L'amour et l'argent: la poule et l'oeuf.

Publié le 27 avril 2013 par Orlandoderudder
27 avril 2013

L'amour et l'argent: lequel est la métaphore de l'autre? Ils sont indissociables, de même nature. Nécessaires et utiles en tant que faits sociaux. Mais ils montrent aussi deux façons de traiter l'utilité dans une idéologie qui demeure bourgeoise et le fut avant même que la bourgeoisie se constitue comme elle est. Et s'oblige à mépriser ce qui est utile, bas matériel à ses yeux.

L'amour est devenu sentiment pur: on l'a dissocié du désir, de la reproduction. Ca l'a rendu plus décoratif. Car la bourgeosie, ou ce qui en tenait lieu attache une grande importance à la décoration; Laquelle sert souvent à masquer ce qui est utile. Ce qui n'est pas sans inconvénient. Un exemple en est la plomberie.

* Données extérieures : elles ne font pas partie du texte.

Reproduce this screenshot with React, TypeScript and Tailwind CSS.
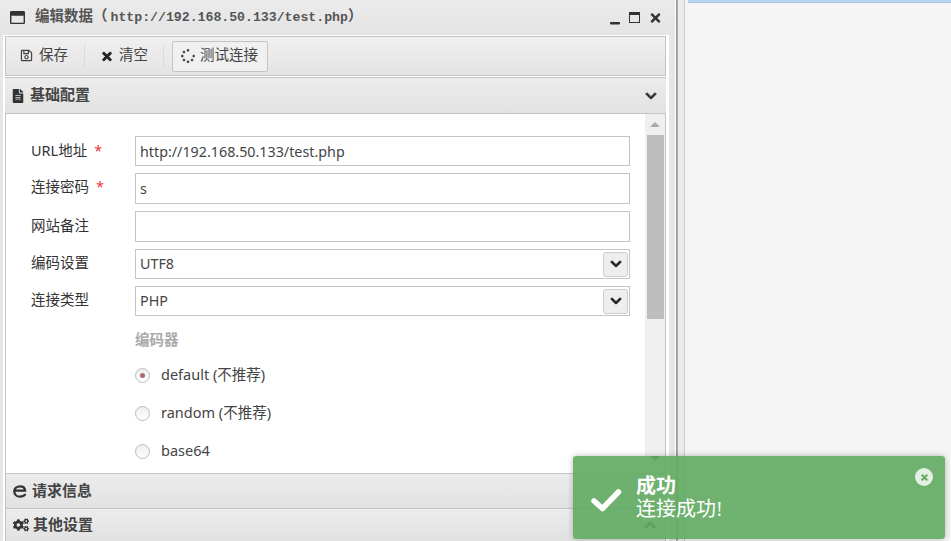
import React from 'react';
import {
  FaRegWindowMaximize,
  FaWindowMinimize,
  FaTimes,
  FaRegSave,
  FaSpinner,
  FaFileAlt,
  FaChevronDown,
  FaChevronUp,
  FaCogs,
} from 'react-icons/fa';

const uiFont = "font-['Noto_Sans','Noto_Sans_CJK_SC',sans-serif]";

const fields = [
  { label: 'URL地址', value: 'http://192.168.50.133/test.php', required: true, h: 'h-[30px]', lift: 'pb-[1px]' },
  { label: '连接密码', value: 's', required: true, h: 'h-[31px]', lift: 'pb-[3px]' },
  { label: '网站备注', value: '', required: false, h: 'h-[31px]', lift: 'pb-[1px]' },
];

const selects = [
  { label: '编码设置', value: 'UTF8' },
  { label: '连接类型', value: 'PHP' },
];

const encoders = [
  { label: 'default (不推荐)', checked: true },
  { label: 'random (不推荐)', checked: false },
  { label: 'base64', checked: false },
];

const SectionHeader: React.FC<{
  icon: React.ReactNode;
  title: string;
  chevron?: React.ReactNode;
  className: string;
  iconBox: string;
}> = ({ icon, title, chevron, className, iconBox }) => (
  <div
    className={`flex items-center shrink-0 bg-gradient-to-b from-[#ececec] to-[#e2e2e2] border-t border-[#c4c4c4] pl-[7px] pr-[9px] ${className}`}
  >
    <span className={`flex justify-start text-[#333] ${iconBox}`}>{icon}</span>
    <span className="text-[15px] font-bold text-[#444] pb-[2px]">{title}</span>
    {chevron && <span className="ml-auto text-[#333]">{chevron}</span>}
  </div>
);

const App: React.FC = () => {
  return (
    <div className={`relative flex w-[951px] h-[541px] overflow-hidden bg-[#f5f5f5] ${uiFont}`}>
      {/* Left window */}
      <div className="flex flex-col w-[675px] h-full bg-[#e6e6e6] shrink-0">
        <div className="flex items-center h-[35px] shrink-0 pl-[10px] pr-[13px] bg-gradient-to-b from-[#ebebeb] to-[#e4e4e4]">
          <FaRegWindowMaximize className="w-[15px] h-[15px] text-[#333]" />
          <span className="ml-[10px] text-[14.5px] font-bold text-[#555] font-['Liberation_Mono','Noto_Sans_CJK_SC',monospace]">
            编辑数据（<span className="ml-[3px] text-[13.2px]">http://192.168.50.133/test.php</span>）
          </span>
          <div className="ml-auto flex items-center text-[#333]">
            <FaWindowMinimize className="w-[10px] h-[10px] mt-[4px]" />
            <span className="ml-[9px] w-[11px] h-[11px] border border-[#333] border-t-[3px]" />
            <FaTimes className="ml-[9px] w-[13px] h-[14px]" />
          </div>
        </div>

        <div className="flex-1 min-h-0 flex flex-col ml-[3px] mr-[6px] bg-white border-t border-white px-[2px] pr-[3px]">
          {/* Toolbar */}
          <div className="flex items-center h-[40px] shrink-0 bg-gradient-to-b from-[#f0f0f0] to-[#e4e4e4] border border-[#c4c4c4] text-[14.5px] text-[#444]">
            <div className="flex items-center pl-[14px] w-[78px]">
              <FaRegSave className="w-[13px] h-[13px] text-[#444] mb-[1px]" />
              <span className="ml-[6px] pb-[3px]">保存</span>
            </div>
            <span className="w-px h-[25px] bg-[#d4dde0]" />
            <div className="flex items-center pl-[16px] w-[78px]">
              <FaTimes className="w-[12px] h-[13px] text-[#222] [stroke-width:30px]" />
              <span className="ml-[6px] pb-[3px]">清空</span>
            </div>
            <span className="w-px h-[25px] bg-[#d4dde0]" />
            <div className="ml-[8px] flex items-center h-[31px] w-[96px] pl-[8px] rounded-[2px] border border-[#c4c4c4] bg-[#f0f0f0]">
              <FaSpinner className="w-[14px] h-[14px] text-[#444]" />
              <span className="ml-[5px] pb-[3px]">测试连接</span>
            </div>
          </div>

          <div className="h-px bg-white shrink-0" />

          <SectionHeader
            className="h-[36px]"
            iconBox="w-[18px]"
            icon={<FaFileAlt className="w-[12px] h-[14px]" />}
            title="基础配置"
            chevron={<FaChevronDown className="w-[12px] h-[12px] [stroke-width:40px]" />}
          />

          {/* Form body */}
          <div className="flex h-[360px] shrink-0 border-x border-t border-[#c4c4c4] overflow-hidden">
            <div className="flex-1 min-w-0 pt-[22px] pl-[25px] text-[14.5px] text-[#333]">
              <div className="flex flex-col gap-[7px]">
                {fields.map((f) => (
                  <div key={f.label} className={`flex items-center ${f.h}`}>
                    <label className={`w-[104px] shrink-0 ${f.lift}`}>
                      {f.label}
                      {f.required && <span className="ml-[7px] text-[#e33]">*</span>}
                    </label>
                    <input
                      readOnly
                      value={f.value}
                      className="w-[495px] h-full border border-[#c4c4c4] px-[4px] text-[14.3px] text-[#444] bg-white outline-none"
                    />
                  </div>
                ))}
                {selects.map((s) => (
                  <div key={s.label} className="flex items-center h-[30px]">
                    <label className="w-[104px] shrink-0 pb-[2px]">{s.label}</label>
                    <div className="flex items-center justify-between w-[495px] h-full border border-[#c4c4c4] pl-[4px] pr-[1px] text-[14.3px] text-[#444] bg-white">
                      <span>{s.value}</span>
                      <span className="flex items-center justify-center w-[25px] h-[25px] rounded-[3px] border border-[#ccc] bg-[#eeeeee] text-[#222]">
                        <FaChevronDown className="w-[12px] h-[12px] [stroke-width:40px]" />
                      </span>
                    </div>
                  </div>
                ))}
              </div>
              <div className="ml-[104px] mt-[13px] font-bold text-[#aaa] leading-[20px]">编码器</div>
              <div className="ml-[104px] mt-[16px] flex flex-col gap-[18px]">
                {encoders.map((e) => (
                  <div key={e.label} className="flex items-center h-[20px]">
                    <span className="flex items-center justify-center w-[15px] h-[15px] rounded-full border border-[#bbb] bg-gradient-to-b from-[#eee] to-white">
                      {e.checked && <span className="w-[5px] h-[5px] rounded-full bg-[#a86a6a]" />}
                    </span>
                    <span className="ml-[11px] text-[#444]">{e.label}</span>
                  </div>
                ))}
              </div>
            </div>
            {/* Scrollbar */}
            <div className="relative flex flex-col items-center w-[20px] shrink-0 bg-[#f0f0f0]">
              <span className="mt-[8px] w-0 h-0 border-x-[5px] border-x-transparent border-b-[5px] border-b-[#aaa]" />
              <span className="mt-[8px] w-[17px] h-[184px] bg-[#bdbdbd]" />
              <span className="mt-[137px] w-0 h-0 border-x-[5px] border-x-transparent border-t-[5px] border-t-[#555]" />
            </div>
          </div>

          <SectionHeader
            className="h-[35px] border-x border-x-[#c4c4c4]"
            iconBox="w-[19px]"
            icon={
              <svg viewBox="0 0 14 13" className="w-[14px] h-[13px]" fill="none" stroke="currentColor" strokeWidth="2.3">
                <path d="M2.5 5.6h9.6C11.9 3 10 1.3 7.2 1.3 3.9 1.3 1.3 3.3 1.3 6.4c0 3.2 2.5 5.3 5.7 5.3 2.4 0 4.2-.8 5.6-2.6" />
              </svg>
            }
            title="请求信息"
          />
          <SectionHeader
            className="h-[33px] border-x border-x-[#c4c4c4]"
            iconBox="w-[20px]"
            icon={<FaCogs className="w-[16px] h-[14px]" />}
            title="其他设置"
            chevron={<FaChevronUp className="w-[12px] h-[12px] [stroke-width:40px]" />}
          />
        </div>
      </div>

      {/* Splitter */}
      <div className="flex w-[10px] h-full shrink-0">
        <span className="w-px bg-white" />
        <span className="w-[2px] bg-gradient-to-r from-[#8f8f8f] to-[#b5b5b5]" />
        <span className="flex-1 bg-[#ececec] border-r border-[#cccccc]" />
      </div>

      {/* Right panel */}
      <div className="flex-1 pl-[3px]">
        <div className="h-[3px] bg-[#b8d4f4] border-b border-[#a9c4e4]" />
      </div>

      {/* Toast */}
      <div className="absolute left-[573px] top-[456px] w-[372px] h-[83px] rounded-[3px] bg-[#60aa60]/90 shadow-[0_0_6px_rgba(0,0,0,0.25)] text-white flex items-center font-['Liberation_Serif','Noto_Sans_CJK_SC',serif]">
        <svg viewBox="0 0 32 24" className="ml-[17px] w-[32px] h-[24px] mt-[4px]" fill="none" stroke="currentColor" strokeWidth="5.5" strokeLinecap="round" strokeLinejoin="round">
          <path d="M4 13l8.5 7.5L28.5 4" />
        </svg>
        <div className="ml-[14px] text-[20px] leading-[23px]">
          <div className="font-bold">成功</div>
          <div>连接成功!</div>
        </div>
        <span className="absolute right-[12px] top-[12px] flex items-center justify-center w-[18px] h-[18px] rounded-full bg-white/80 text-[#60aa60]">
          <FaTimes className="w-[9px] h-[9px] [stroke-width:30px]" />
        </span>
      </div>
    </div>
  );
};

export default App;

La plomberie! Jadis, quand des riches ont installé l'eau courante dans leur belles demeures, ils auraient pu laisser les tuyaux apparents, voire en faire un élément de décoration... on a préféré masquer tout ça. du coup, les tuyaux sont souvent difficilement accessibles et en cas de fuite, on est contraint à une gymnastique parfois pénible. Les plombiers, c'est du peuple, c'est fait pour morfler, à eux les courbatures utilitaires. Les riches montent à cheval et leurs courbatures sont chics!

On a aussi caché le sexe. la reproduction. Le confort sexuel du mariage a permis d'aller plus loin, c'est un capital à intérêt variable, mais qui ressemble au matelas bancaire tranquillos: un "placement de père de famille" qui se méfie des coups en bourse avec des danseuses.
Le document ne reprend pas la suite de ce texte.